My exposure to Godard films were through VHS tapes. I was too young to watch his 60's films in their original formats. The transfer is not too great but good enough. The colors are right, it is thankfully letterboxed, etc. even if there are a few image distortions, artifacts and the sharpness and overall quality leaves a lot of room for improvement. There is something very wrong, however, with the sound especially towards the fifth chapter (that's the 5th access in the chapter search of which there are only 6 - thanks to Fox/Lorber!) Thankfully, this is a subtitled film (can't be switched off/on, they're pasted on the screen) otherwise, even the French won't understand the French dialogue. The noise distortion is terrible, but could it be Godard's deliberate way to convey sound since it is the part in which the CB radios or walkie-talkies were being used in the scene? My impression is that the technician in charge was probably asleep or didn't care when this noise distortion was taking place and the DVD didn't go through quality control which could have fixed it. I haven't seen the original so I don't know but since this is a Godard film, anything goes. But then the distortion continued even after that scene so any reasoning to defend Fox's negligience on this matter proved futile. I found it terribly distracting and I thought it pulled down the quality all the more of this already mediocre DVD transfer. Is this the best version yet? How does the VHS version rate? Fox/Lorber is hit and miss with DVDs. They did good with Seven Beauties, Last Year at Marienbad, and the already LD Criterion-restored Umbrellas of Cherbourg and 400 Blows but did very poorly with A Woman is a Woman, several Truffaut films and even the relatively recent Padre Padrone. What a shame that a company like Fox/Lorber gets the rights to release these great Foreign films but doesn't have the interest to come up with quality transfers. I think this is a waste of our hard-earned money to buy the DVDs that they produce. Next time you buy from Fox/Lorber, read the reviews... otherwise just rent or wait for a better re-release in the future.

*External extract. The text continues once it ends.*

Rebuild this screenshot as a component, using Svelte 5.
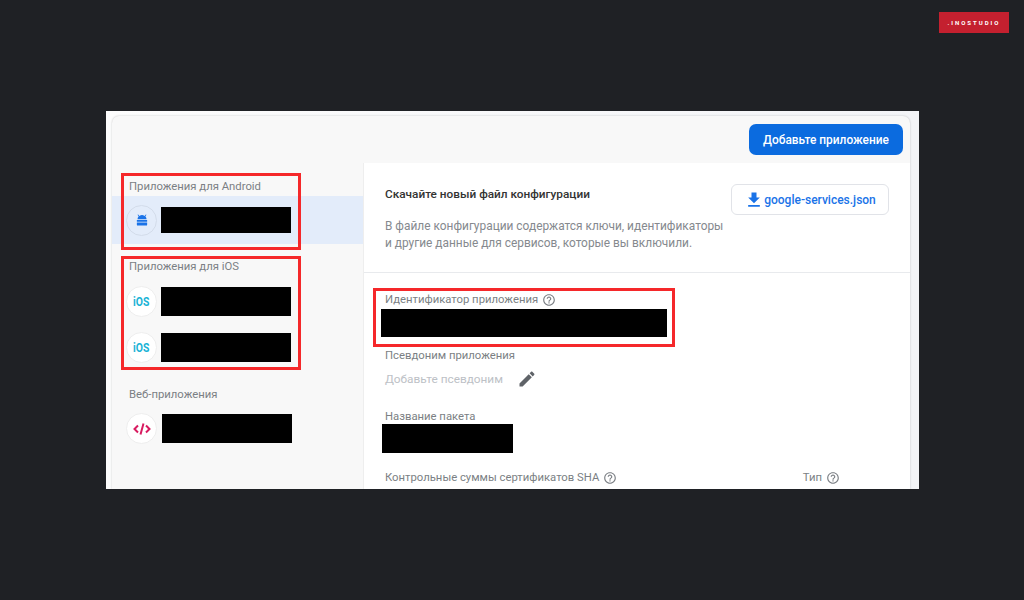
<script lang="ts">
    const help = "M11 18h2v-2h-2v2zm1-16C6.48 2 2 6.48 2 12s4.48 10 10 10 10-4.48 10-10S17.52 2 12 2zm0 18c-4.41 0-8-3.59-8-8s3.59-8 8-8 8 3.59 8 8-3.59 8-8 8zm0-14c-2.21 0-4 1.79-4 4h2c0-1.1.9-2 2-2s2 .9 2 2c0 2-3 1.75-3 5h2c0-2.25 3-2.5 3-5 0-2.21-1.79-4-4-4z";
</script>

<style>
    :global(body) {
        background: #1f2125;
    }

    .page {
        width: 1024px;
        height: 600px;
        overflow: hidden;
        font-family: Roboto, "Liberation Sans", sans-serif;
        font-size: 11.3px;
        color: #7b7f84;
    }

    .page-head {
        height: 111px;
        display: flex;
        justify-content: flex-end;
        align-items: flex-start;
    }

    .logo {
        margin: 12px 15px 0 0;
        width: 70px;
        height: 21px;
        background: #c4202f;
        color: #fff;
        font-size: 6px;
        font-weight: 700;
        letter-spacing: 2px;
        line-height: 21px;
        text-align: center;
    }

    .shot {
        position: relative;
        margin-left: 106px;
        width: 813px;
        height: 378px;
        box-sizing: border-box;
        padding: 5px 9px 0 6px;
        background: linear-gradient(90deg, #fdfdfd 0, #f3f4f7 100%);
        overflow: hidden;
    }

    .console {
        height: 373px;
        background: #f8f8f8;
        border-radius: 7px 7px 0 0;
        box-shadow: 0 0 2px rgba(60, 64, 67, 0.3);
        display: flex;
        flex-direction: column;
    }

    .toolbar {
        height: 47px;
        flex: none;
        box-sizing: border-box;
        padding: 8px 7px 0 0;
        display: flex;
        justify-content: flex-end;
        align-items: flex-start;
    }

    .add {
        width: 154px;
        height: 31px;
        border: none;
        border-radius: 7px;
        background: #0b6bdf;
        color: #fff;
        font: 500 11.9px Roboto, sans-serif;
    }

    .columns {
        flex: 1;
        display: flex;
        min-height: 0;
    }

    .sidebar {
        width: 252px;
        flex: none;
        border-right: 1px solid #eeeeee;
        box-sizing: border-box;
    }

    .group {
        height: 18px;
        line-height: 18px;
        padding-left: 17px;
    }

    .android {
        margin: 15px 0 0;
    }

    .ios {
        margin: 14px 0 2px;
    }

    .web {
        margin: 16px 0 1px;
    }

    .row {
        height: 46px;
        padding-left: 14px;
        display: flex;
        align-items: center;
        gap: 4px;
    }

    .row.active {
        height: 48px;
        background: #e3ecfa;
    }

    .row.shifted {
        height: 47px;
    }

    .circle {
        width: 31px;
        height: 31px;
        flex: none;
        border-radius: 50%;
        background: #fff;
        border: 1px solid #eeeeee;
        box-sizing: border-box;
        display: flex;
        align-items: center;
        justify-content: center;
    }

    .active .circle {
        background: #e3ecfa;
        border-color: #d3dcea;
    }

    .ios-mark {
        color: #1ab3d6;
        font-size: 13px;
        font-weight: 700;
        transform: scaleX(0.8);
    }

    .mask {
        background: #000;
    }

    .row .mask {
        width: 130px;
        height: 29px;
    }

    .row.active .mask {
        height: 26px;
    }

    .row.shifted .mask {
        margin-left: 1px;
    }

    .detail {
        flex: 1;
        background: #fff;
        overflow: hidden;
    }

    .download {
        height: 110px;
        box-sizing: border-box;
        border-bottom: 1px solid #e8eaed;
        padding: 21px 21px 0;
        display: flex;
        justify-content: space-between;
        align-items: flex-start;
    }

    .title {
        margin: 1px 0 15px;
        font-size: 11.8px;
        line-height: 18px;
        font-weight: 500;
        color: #333;
    }

    .note {
        margin: 0;
        width: 346px;
        font-size: 11.9px;
        line-height: 17px;
        color: #85898e;
    }

    .json {
        width: 158px;
        height: 31px;
        flex: none;
        box-sizing: border-box;
        border: 1px solid #e1e3e8;
        border-radius: 6px;
        background: #fff;
        color: #1a73e8;
        font: 500 12px Roboto, sans-serif;
        display: flex;
        align-items: center;
        justify-content: center;
        padding: 0;
    }

    .fields {
        padding: 18px 21px 0;
    }

    .label {
        height: 18px;
        line-height: 18px;
        display: flex;
        align-items: center;
        gap: 4px;
    }

    .id-mask {
        margin-left: -4px;
        width: 286px;
        height: 28px;
    }

    .nick {
        margin-top: 10px;
    }

    .alias {
        margin: 1px 0 16px;
        height: 26px;
        display: flex;
        align-items: center;
        gap: 14px;
        font-size: 11.8px;
        color: #bdc1c6;
    }

    .pkg-mask {
        margin: -2px 0 16px -3px;
        width: 131px;
        height: 29px;
    }

    .sha {
        display: flex;
        justify-content: space-between;
        width: 455px;
    }

    .help {
        display: block;
        fill: #7b7f84;
    }

    .outline {
        position: absolute;
        box-sizing: border-box;
        border: 3px solid #f5282a;
    }

    .outline-android {
        left: 15px;
        top: 62px;
        width: 180px;
        height: 77px;
    }

    .outline-ios {
        left: 15px;
        top: 145px;
        width: 180px;
        height: 114px;
    }

    .outline-id {
        left: 267px;
        top: 177px;
        width: 302px;
        height: 59px;
    }
</style>

<div class="page">
    <header class="page-head">
        <div class="logo">.INOSTUDIO</div>
    </header>

    <div class="shot">
        <div class="console">
            <div class="toolbar">
                <button class="add">Добавьте приложение</button>
            </div>
            <div class="columns">
                <aside class="sidebar">
                    <div class="group android">Приложения для Android</div>
                    <div class="row active">
                        <div class="circle">
                            <svg width="12" height="12" viewBox="0 0 14 14" fill="#1a73e8">
                                <path d="M2.5 0.5 4 2.2A5.5 5.5 0 0 1 10 2.2L11.5 0.5 12.2 1 10.9 2.9C11.6 3.6 12.2 4.6 12.3 6H1.7C1.8 4.6 2.4 3.6 3.1 2.9L1.8 1Z" />
                                <path d="M1 7H13V9H1ZM1 10H13V12.5A1 1 0 0 1 12 13.5H2A1 1 0 0 1 1 12.5Z" />
                            </svg>
                        </div>
                        <div class="mask"></div>
                    </div>

                    <div class="group ios">Приложения для iOS</div>
                    <div class="row">
                        <div class="circle"><span class="ios-mark">iOS</span></div>
                        <div class="mask"></div>
                    </div>
                    <div class="row">
                        <div class="circle"><span class="ios-mark">iOS</span></div>
                        <div class="mask"></div>
                    </div>

                    <div class="group web">Веб-приложения</div>
                    <div class="row shifted">
                        <div class="circle">
                            <svg width="18" height="12" viewBox="0 0 18 12" fill="none" stroke="#d81b60" stroke-width="2">
                                <path d="M5 2.5 1.5 6 5 9.5M13 2.5 16.5 6 13 9.5M10.5 0.5 7.5 11.5" />
                            </svg>
                        </div>
                        <div class="mask"></div>
                    </div>
                </aside>

                <main class="detail">
                    <section class="download">
                        <div>
                            <div class="title">Скачайте новый файл конфигурации</div>
                            <p class="note">В файле конфигурации содержатся ключи, идентификаторы и другие данные для сервисов, которые вы включили.</p>
                        </div>
                        <button class="json">
                            <svg width="20" height="20" viewBox="0 0 24 24" fill="#1a73e8">
                                <path d="M19 9h-4V3H9v6H5l7 7 7-7zM5 18v2h14v-2H5z" />
                            </svg>
                            google-services.json
                        </button>
                    </section>

                    <section class="fields">
                        <div class="label">
                            Идентификатор приложения
                            <svg class="help" width="14" height="14" viewBox="0 0 24 24"><path d={help} /></svg>
                        </div>
                        <div class="mask id-mask"></div>

                        <div class="label nick">Псевдоним приложения</div>
                        <div class="alias">
                            Добавьте псевдоним
                            <svg width="20" height="20" viewBox="0 0 24 24" fill="#5f6368">
                                <path d="M3 17.25V21h3.75L17.81 9.94l-3.75-3.75L3 17.25zM20.71 7.04c.39-.39.39-1.02 0-1.41l-2.34-2.34c-.39-.39-1.02-.39-1.41 0l-1.83 1.83 3.75 3.75 1.83-1.83z" />
                            </svg>
                        </div>

                        <div class="label">Название пакета</div>
                        <div class="mask pkg-mask"></div>

                        <div class="sha">
                            <div class="label">
                                Контрольные суммы сертификатов SHA
                                <svg class="help" width="14" height="14" viewBox="0 0 24 24"><path d={help} /></svg>
                            </div>
                            <div class="label">
                                Тип
                                <svg class="help" width="14" height="14" viewBox="0 0 24 24"><path d={help} /></svg>
                            </div>
                        </div>
                    </section>
                </main>
            </div>
        </div>

        <div class="outline outline-android"></div>
        <div class="outline outline-ios"></div>
        <div class="outline outline-id"></div>
    </div>
</div>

Wild and wonderful Godard. Washed out lousy transfer
I saw a print of this film in NYC in the late 80s. It was pristine, colorful and a great experience. Along with Truffaut, Godard epitomized the French New Wave of the '50s and '60s, and this film along with "Woman is a Woman," was one of his best. The use of color is amazing. Sadly, the source print for this DVD is oddly washed out, contains a few tears and pops in the sound track. It's hard to believe there wasn't a better copy available for Fox Lorber to use.
Brilliant film - terrible transfer
This is a great movie, probably Godard's best. But I'm afraid that the transfer to DVD by Fox Lorber is very poor. It's got a very soft, almost pixillated look with a lot of strobing on panning shots. At the cinema, Pierrot le Fou is one of the most colourful, vibrant films ever , but this DVD has a sad washed-out, de-saturated, dirty look and the sound level is also very low. All in all, it's a great shame that one of the classics of modern cinema has been treated with such a lack of care... I would recommend that you wait for a decent label to release this film properly. I have to say that it's made me wary of all titles on Fox Lorber now.